Editing Brain is where I’ve spent so much time playing with words, sentence structure, scene choreography, etc. that my brain simultaneously overanalyzes everything and turns to mush.
But here’s the thing: Editing Brain is a necessary risk to achieve your best writing. The best writing, the kind that flows so seamlessly it makes us forget we’re even reading, takes time, sweat, and hard work.
“Easy reading is damn hard writing.” — Nathaniel Hawthorne
Here are symptoms of Editing Brain:
- You think about your story ALL THE TIME. And not just high level stuff. Oh no. Editing Brain makes it so you actually tweak sentences, come up with better ways to say something, while running, driving, shopping, etc.

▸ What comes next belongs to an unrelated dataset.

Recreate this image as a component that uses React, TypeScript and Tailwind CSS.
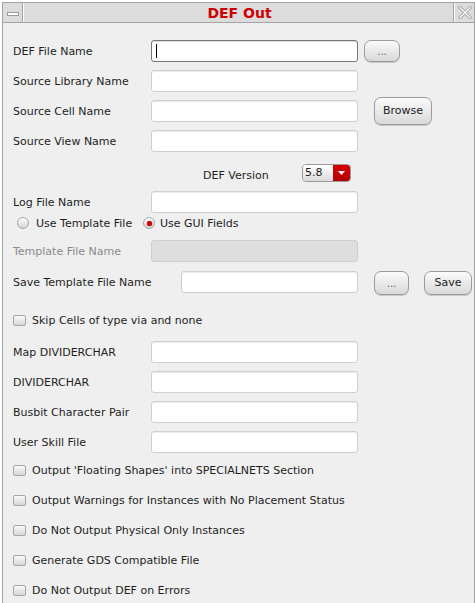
import React from "react";

const Input = ({ w = 207, focused = false, disabled = false }: { w?: number; focused?: boolean; disabled?: boolean }) => (
  <div
    style={{ width: w }}
    className={
      "relative h-[22px] shrink-0 rounded-[3px] border " +
      (disabled
        ? "border-[#cfcfcf] bg-[#dedede]"
        : focused
        ? "border-[#777777] bg-white shadow-[inset_0_1px_0_#e0e0e0]"
        : "border-[#cfcfcf] bg-white shadow-[inset_0_1px_0_#ececec]")
    }
  >
    {focused && <div className="absolute left-[4px] top-[3px] h-[14px] w-px bg-black" />}
  </div>
);

const Btn = ({ w, h, children, muted = false }: { w: number; h: number; children: React.ReactNode; muted?: boolean }) => (
  <div
    style={{ width: w, height: h }}
    className={
      "flex shrink-0 items-center justify-center rounded-[7px] border border-[#9c9c9c] bg-gradient-to-b from-[#fbfbfb] to-[#d9d9d9] shadow-[0_1px_0_#c8c8c8] " +
      (muted ? "text-[#666] text-[10px]" : "text-[#222]")
    }
  >
    {children}
  </div>
);

const Check = () => (
  <div className="ml-[10px] h-[11px] w-[13px] shrink-0 rounded-[2px] border border-[#a6a6a6] bg-gradient-to-b from-[#fafafa] to-[#d6d6d6]" />
);

const Radio = ({ on = false }: { on?: boolean }) => (
  <div className="flex h-[12px] w-[12px] shrink-0 items-center justify-center rounded-full border border-[#a8a8a8] bg-gradient-to-b from-[#fdfdfd] to-[#d4d4d4]">
    {on && <div className="h-[5px] w-[5px] rounded-full bg-[#d40000] shadow-[0_0_1px_#900]" />}
  </div>
);

const LabelRow = ({
  label,
  labelW = 148,
  children,
  className = "",
  muted = false,
}: {
  label: string;
  labelW?: number;
  children?: React.ReactNode;
  className?: string;
  muted?: boolean;
}) => (
  <div className={"flex h-[22px] items-center " + className}>
    <span style={{ width: labelW }} className={"shrink-0 pl-[10px] pt-[2px] whitespace-nowrap " + (muted ? "text-[#8a8a8a]" : "")}>
      {label}
    </span>
    {children}
  </div>
);

const CheckRow = ({ label, className = "" }: { label: string; className?: string }) => (
  <div className={"flex items-center " + className}>
    <Check />
    <span className="ml-[6px] pt-[2px] whitespace-nowrap">{label}</span>
  </div>
);

export default function App() {
  return (
    <div className="h-[603px] w-[475px] overflow-hidden bg-white font-['DejaVu_Sans',sans-serif] text-[11px] text-[#1e1e1e]">
      <div className="ml-[2px] mt-[2px] h-[620px] w-[473px] border border-[#a3a3a3] bg-[#efefef]">
        {/* title bar */}
        <div className="flex h-[20px] border-b border-[#a3a3a3] bg-[#dcdcdc]">
          <div className="flex w-[20px] items-center justify-center border-r border-[#a3a3a3]">
            <div className="mt-[3px] h-[4px] w-[12px] border border-[#9a9a9a] bg-white" />
          </div>
          <div className="flex flex-1 items-center justify-center border-l border-white border-r border-r-[#a3a3a3] pl-[2px] text-[14px] font-bold leading-none text-[#cc0000]">
            DEF Out
          </div>
          <div className="flex w-[20px] items-center justify-center border-l border-white">
            <svg width="14" height="13" viewBox="0 0 14 13">
              <path d="M2 1.5 L12 11.5 M12 1.5 L2 11.5" stroke="#a9a9a9" strokeWidth="3.2" strokeLinecap="square" />
              <path d="M2 1.5 L12 11.5 M12 1.5 L2 11.5" stroke="#f4f4f4" strokeWidth="1.4" strokeLinecap="square" />
            </svg>
          </div>
        </div>

        {/* body */}
        <div className="flex flex-col pt-[17px]">
          <LabelRow label="DEF File Name">
            <Input focused />
            <div className="ml-[6px]">
              <Btn w={36} h={22} muted>
                ...
              </Btn>
            </div>
          </LabelRow>
          <LabelRow label="Source Library Name" className="mt-[8px]">
            <Input />
          </LabelRow>
          <LabelRow label="Source Cell Name" className="mt-[8px]">
            <Input />
            <div className="ml-[16px]">
              <Btn w={58} h={28}>
                Browse
              </Btn>
            </div>
          </LabelRow>
          <LabelRow label="Source View Name" className="mt-[8px]">
            <Input />
          </LabelRow>

          {/* DEF version */}
          <div className="mt-[12px] flex h-[18px] items-center">
            <span className="w-[299px] shrink-0 pl-[200px] pt-[7px] whitespace-nowrap">DEF Version</span>
            <div className="flex h-[18px] w-[49px] overflow-hidden rounded-[4px] border border-[#9a9a9a]">
              <div className="flex flex-1 items-center bg-gradient-to-b from-[#ffffff] to-[#dadada] pl-[2px] text-[11px]">5.8</div>
              <div className="flex w-[17px] items-center justify-center bg-gradient-to-b from-[#d80000] to-[#b00000]">
                <svg width="7" height="4" viewBox="0 0 7 4">
                  <path d="M0 0 L7 0 L3.5 4 Z" fill="#ffffff" />
                </svg>
              </div>
            </div>
          </div>

          <LabelRow label="Log File Name" className="mt-[9px]">
            <Input />
          </LabelRow>

          {/* radios */}
          <div className="mt-[2px] flex h-[16px] items-center">
            <div className="ml-[14px] flex w-[126px] items-center">
              <Radio />
              <span className="ml-[7px] pt-[2px] whitespace-nowrap">Use Template File</span>
            </div>
            <div className="flex items-center">
              <Radio on />
              <span className="ml-[5px] pt-[2px] whitespace-nowrap">Use GUI Fields</span>
            </div>
          </div>

          <LabelRow label="Template File Name" className="mt-[9px]" muted>
            <Input disabled />
          </LabelRow>

          <div className="mt-[9px] flex h-[24px] items-start">
            <span className="flex h-[22px] w-[178px] shrink-0 items-center pl-[10px] pt-[2px] whitespace-nowrap">Save Template File Name</span>
            <Input w={177} />
            <div className="ml-[16px]">
              <Btn w={35} h={24} muted>
                ...
              </Btn>
            </div>
            <div className="ml-[15px]">
              <Btn w={48} h={24}>
                Save
              </Btn>
            </div>
          </div>

          <CheckRow label="Skip Cells of type via and none" className="mt-[17px] h-[16px]" />

          <LabelRow label="Map DIVIDERCHAR" className="mt-[13px]">
            <Input />
          </LabelRow>
          <LabelRow label="DIVIDERCHAR" className="mt-[8px]">
            <Input />
          </LabelRow>
          <LabelRow label="Busbit Character Pair" className="mt-[8px]">
            <Input />
          </LabelRow>
          <LabelRow label="User Skill File" className="mt-[8px]">
            <Input />
          </LabelRow>

          <div className="mt-[2px] flex flex-col">
            <CheckRow label="Output 'Floating Shapes' into SPECIALNETS Section" className="h-[30px]" />
            <CheckRow label="Output Warnings for Instances with No Placement Status" className="h-[30px]" />
            <CheckRow label="Do Not Output Physical Only Instances" className="h-[30px]" />
            <CheckRow label="Generate GDS Compatible File" className="h-[30px]" />
            <CheckRow label="Do Not Output DEF on Errors" className="h-[30px]" />
          </div>
        </div>
      </div>
    </div>
  );
}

- You spend so long at your keyboard hunting for the perfect word that when you get around people and have actual conversations, words escape you.
- You overanalyze things that really need not be edited such as text messages, tweets, grocery lists, or even this blog. Ha!
- You start questioning the meaning of every slang word, saying, or idiom you’ve ever used. Thank you, Urban Dictionary, for helping me figure out what I’m saying versus what I actually mean to say.
- When people ask you how your book is going, you mumble something about edits and try to shield them from the full crazy of your Editing Brain.
Fear not, there is light at the end of the tunnel! The closer I get to the end of this revision, the more I daydream about starting a new project… But more on that next week!
Have you ever suffered from Editing Brain? What were your symptoms?